Clinton Lake is located east of Highway 97, 1.5 kilometres south of Clinton. Physiographically it is located near the edge of the Cariboo Plateau. Annual precipitation averages between 300 and 400 millimetres (EMPR Paper 1991-1).
The lake is a semi-evaporitic playa lake located in the dry valley along the Ashcroft-Clinton road. Bedrock includes marine sedimentary (ribbon chert, limestone and argillite) and volcanic rocks (basic flows and tuffs) of the Permian to Upper Triassic Cache Creek Group; Jurassic sedimentary rocks (chert pebble conglomerate, greywacke, shale and grit); and non-marine sediments (shale, sandstone, tuff, diatomite, conglomerate and breccias) of the Miocene Deadman River Formation.

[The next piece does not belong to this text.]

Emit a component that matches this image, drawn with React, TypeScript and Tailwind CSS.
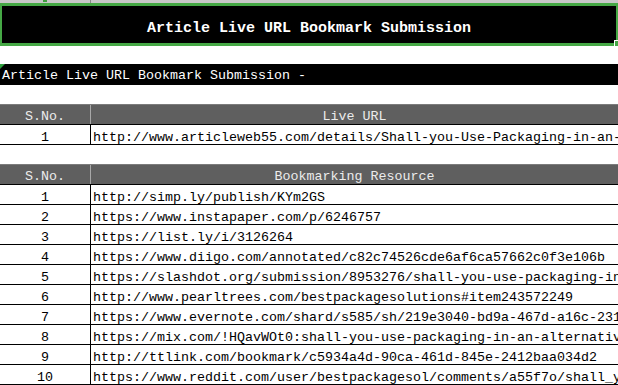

Clinton Lake contains magnesium sulphate-rich brine and has at times contained layers of epsomite. It covers an area of approximately 10 hectares and is covered with brine to depths ranging from a few centimetres to metres; the epsomite crystallizing at times of low water levels. Between 1918 and 1920, approximately 1800 tonnes of epsomite was harvested from the lake, and more than 900 tonnes was sold (EMPR Bulletin 4). The brine had a density of 1.123 and contained 13.97 per cent dissolved solids composed mainly of 84.1 per cent magnesium sulphate, 3.45 per cent sodium sulphate, 9.5 per cent sodium chloride and 1.16 per cent potassium chloride. Assessment Report 8051 reports that random sampling of epsomite "evaporite residue" returned values of 19.5 per cent MgO and 49.1 per cent SO4, indicating the material is nearly pure epsomite.